## Source data
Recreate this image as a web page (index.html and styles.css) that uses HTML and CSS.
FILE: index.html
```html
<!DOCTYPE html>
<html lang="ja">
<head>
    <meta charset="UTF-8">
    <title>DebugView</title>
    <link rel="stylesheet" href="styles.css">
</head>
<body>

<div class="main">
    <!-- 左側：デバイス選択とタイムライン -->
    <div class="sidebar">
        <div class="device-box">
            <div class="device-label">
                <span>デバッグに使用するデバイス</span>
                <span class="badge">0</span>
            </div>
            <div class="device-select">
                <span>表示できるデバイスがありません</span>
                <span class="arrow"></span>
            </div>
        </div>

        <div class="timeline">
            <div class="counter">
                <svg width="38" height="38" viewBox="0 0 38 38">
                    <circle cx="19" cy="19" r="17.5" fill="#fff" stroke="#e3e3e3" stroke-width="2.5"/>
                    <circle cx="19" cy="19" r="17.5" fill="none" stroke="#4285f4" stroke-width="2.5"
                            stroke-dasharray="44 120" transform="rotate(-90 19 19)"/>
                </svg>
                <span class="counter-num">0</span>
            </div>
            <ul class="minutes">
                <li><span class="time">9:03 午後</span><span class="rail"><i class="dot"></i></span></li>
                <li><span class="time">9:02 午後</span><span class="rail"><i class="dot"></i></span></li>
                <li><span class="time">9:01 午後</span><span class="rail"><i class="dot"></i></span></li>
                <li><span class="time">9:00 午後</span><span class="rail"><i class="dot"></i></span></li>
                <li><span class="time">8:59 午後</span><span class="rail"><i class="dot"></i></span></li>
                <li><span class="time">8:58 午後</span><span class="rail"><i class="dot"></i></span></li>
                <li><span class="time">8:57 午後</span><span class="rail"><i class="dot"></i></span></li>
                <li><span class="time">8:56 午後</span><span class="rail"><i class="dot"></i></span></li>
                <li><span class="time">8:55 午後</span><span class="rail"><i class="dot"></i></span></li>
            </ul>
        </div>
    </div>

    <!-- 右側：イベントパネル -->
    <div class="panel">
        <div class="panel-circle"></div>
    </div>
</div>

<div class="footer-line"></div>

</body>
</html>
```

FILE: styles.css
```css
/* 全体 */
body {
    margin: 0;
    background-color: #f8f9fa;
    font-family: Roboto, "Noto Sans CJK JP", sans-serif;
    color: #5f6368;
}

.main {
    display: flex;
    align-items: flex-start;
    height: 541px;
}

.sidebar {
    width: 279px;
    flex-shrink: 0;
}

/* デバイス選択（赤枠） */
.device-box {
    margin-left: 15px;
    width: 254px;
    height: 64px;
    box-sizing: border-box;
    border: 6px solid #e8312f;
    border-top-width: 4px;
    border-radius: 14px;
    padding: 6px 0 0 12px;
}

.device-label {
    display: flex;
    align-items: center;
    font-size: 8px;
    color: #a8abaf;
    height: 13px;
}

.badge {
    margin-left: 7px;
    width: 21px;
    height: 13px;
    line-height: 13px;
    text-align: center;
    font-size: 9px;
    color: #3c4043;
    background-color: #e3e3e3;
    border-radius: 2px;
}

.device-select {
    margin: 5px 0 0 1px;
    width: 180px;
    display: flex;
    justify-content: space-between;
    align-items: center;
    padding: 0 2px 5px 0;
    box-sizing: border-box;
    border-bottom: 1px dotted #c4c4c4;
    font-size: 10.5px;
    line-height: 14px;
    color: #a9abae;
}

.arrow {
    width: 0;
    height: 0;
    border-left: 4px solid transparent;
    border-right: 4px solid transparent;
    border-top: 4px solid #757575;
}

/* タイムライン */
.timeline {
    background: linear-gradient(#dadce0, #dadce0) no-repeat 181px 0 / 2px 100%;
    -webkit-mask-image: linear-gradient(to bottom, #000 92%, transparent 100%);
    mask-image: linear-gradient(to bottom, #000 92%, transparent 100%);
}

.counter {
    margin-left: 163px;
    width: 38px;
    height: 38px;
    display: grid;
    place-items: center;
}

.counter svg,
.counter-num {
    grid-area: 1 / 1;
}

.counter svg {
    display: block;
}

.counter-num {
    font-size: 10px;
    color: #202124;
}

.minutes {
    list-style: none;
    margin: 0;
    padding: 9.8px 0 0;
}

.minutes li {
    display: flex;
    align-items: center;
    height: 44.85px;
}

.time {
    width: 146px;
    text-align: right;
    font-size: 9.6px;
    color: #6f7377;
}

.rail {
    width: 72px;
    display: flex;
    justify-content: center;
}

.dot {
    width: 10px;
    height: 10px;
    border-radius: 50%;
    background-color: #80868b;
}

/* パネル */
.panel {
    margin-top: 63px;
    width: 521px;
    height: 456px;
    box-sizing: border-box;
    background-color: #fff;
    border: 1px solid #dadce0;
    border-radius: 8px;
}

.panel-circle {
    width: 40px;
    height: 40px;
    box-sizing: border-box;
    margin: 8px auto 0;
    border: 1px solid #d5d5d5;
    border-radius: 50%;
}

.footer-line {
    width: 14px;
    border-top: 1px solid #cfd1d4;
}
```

## Task directions
Nothing in the data may differ; print all of it exactly as written.

## Correct output
Recreate this image as a web page (index.html and styles.css) that uses HTML and CSS.
FILE: index.html
```html
<!DOCTYPE html>
<html lang="ja">
<head>
    <meta charset="UTF-8">
    <title>DebugView</title>
    <link rel="stylesheet" href="styles.css">
</head>
<body>

<div class="main">
    <!-- 左側：デバイス選択とタイムライン -->
    <div class="sidebar">
        <div class="device-box">
            <div class="device-label">
                <span>デバッグに使用するデバイス</span>
                <span class="badge">0</span>
            </div>
            <div class="device-select">
                <span>表示できるデバイスがありません</span>
                <span class="arrow"></span>
            </div>
        </div>

        <div class="timeline">
            <div class="counter">
                <svg width="38" height="38" viewBox="0 0 38 38">
                    <circle cx="19" cy="19" r="17.5" fill="#fff" stroke="#e3e3e3" stroke-width="2.5"/>
                    <circle cx="19" cy="19" r="17.5" fill="none" stroke="#4285f4" stroke-width="2.5"
                            stroke-dasharray="44 120" transform="rotate(-90 19 19)"/>
                </svg>
                <span class="counter-num">0</span>
            </div>
            <ul class="minutes">
                <li><span class="time">9:03 午後</span><span class="rail"><i class="dot"></i></span></li>
                <li><span class="time">9:02 午後</span><span class="rail"><i class="dot"></i></span></li>
                <li><span class="time">9:01 午後</span><span class="rail"><i class="dot"></i></span></li>
                <li><span class="time">9:00 午後</span><span class="rail"><i class="dot"></i></span></li>
                <li><span class="time">8:59 午後</span><span class="rail"><i class="dot"></i></span></li>
                <li><span class="time">8:58 午後</span><span class="rail"><i class="dot"></i></span></li>
                <li><span class="time">8:57 午後</span><span class="rail"><i class="dot"></i></span></li>
                <li><span class="time">8:56 午後</span><span class="rail"><i class="dot"></i></span></li>
                <li><span class="time">8:55 午後</span><span class="rail"><i class="dot"></i></span></li>
            </ul>
        </div>
    </div>

    <!-- 右側：イベントパネル -->
    <div class="panel">
        <div class="panel-circle"></div>
    </div>
</div>

<div class="footer-line"></div>

</body>
</html>
```

FILE: styles.css
```css
/* 全体 */
body {
    margin: 0;
    background-color: #f8f9fa;
    font-family: Roboto, "Noto Sans CJK JP", sans-serif;
    color: #5f6368;
}

.main {
    display: flex;
    align-items: flex-start;
    height: 541px;
}

.sidebar {
    width: 279px;
    flex-shrink: 0;
}

/* デバイス選択（赤枠） */
.device-box {
    margin-left: 15px;
    width: 254px;
    height: 64px;
    box-sizing: border-box;
    border: 6px solid #e8312f;
    border-top-width: 4px;
    border-radius: 14px;
    padding: 6px 0 0 12px;
}

.device-label {
    display: flex;
    align-items: center;
    font-size: 8px;
    color: #a8abaf;
    height: 13px;
}

.badge {
    margin-left: 7px;
    width: 21px;
    height: 13px;
    line-height: 13px;
    text-align: center;
    font-size: 9px;
    color: #3c4043;
    background-color: #e3e3e3;
    border-radius: 2px;
}

.device-select {
    margin: 5px 0 0 1px;
    width: 180px;
    display: flex;
    justify-content: space-between;
    align-items: center;
    padding: 0 2px 5px 0;
    box-sizing: border-box;
    border-bottom: 1px dotted #c4c4c4;
    font-size: 10.5px;
    line-height: 14px;
    color: #a9abae;
}

.arrow {
    width: 0;
    height: 0;
    border-left: 4px solid transparent;
    border-right: 4px solid transparent;
    border-top: 4px solid #757575;
}

/* タイムライン */
.timeline {
    background: linear-gradient(#dadce0, #dadce0) no-repeat 181px 0 / 2px 100%;
    -webkit-mask-image: linear-gradient(to bottom, #000 92%, transparent 100%);
    mask-image: linear-gradient(to bottom, #000 92%, transparent 100%);
}

.counter {
    margin-left: 163px;
    width: 38px;
    height: 38px;
    display: grid;
    place-items: center;
}

.counter svg,
.counter-num {
    grid-area: 1 / 1;
}

.counter svg {
    display: block;
}

.counter-num {
    font-size: 10px;
    color: #202124;
}

.minutes {
    list-style: none;
    margin: 0;
    padding: 9.8px 0 0;
}

.minutes li {
    display: flex;
    align-items: center;
    height: 44.85px;
}

.time {
    width: 146px;
    text-align: right;
    font-size: 9.6px;
    color: #6f7377;
}

.rail {
    width: 72px;
    display: flex;
    justify-content: center;
}

.dot {
    width: 10px;
    height: 10px;
    border-radius: 50%;
    background-color: #80868b;
}

/* パネル */
.panel {
    margin-top: 63px;
    width: 521px;
    height: 456px;
    box-sizing: border-box;
    background-color: #fff;
    border: 1px solid #dadce0;
    border-radius: 8px;
}

.panel-circle {
    width: 40px;
    height: 40px;
    box-sizing: border-box;
    margin: 8px auto 0;
    border: 1px solid #d5d5d5;
    border-radius: 50%;
}

.footer-line {
    width: 14px;
    border-top: 1px solid #cfd1d4;
}
```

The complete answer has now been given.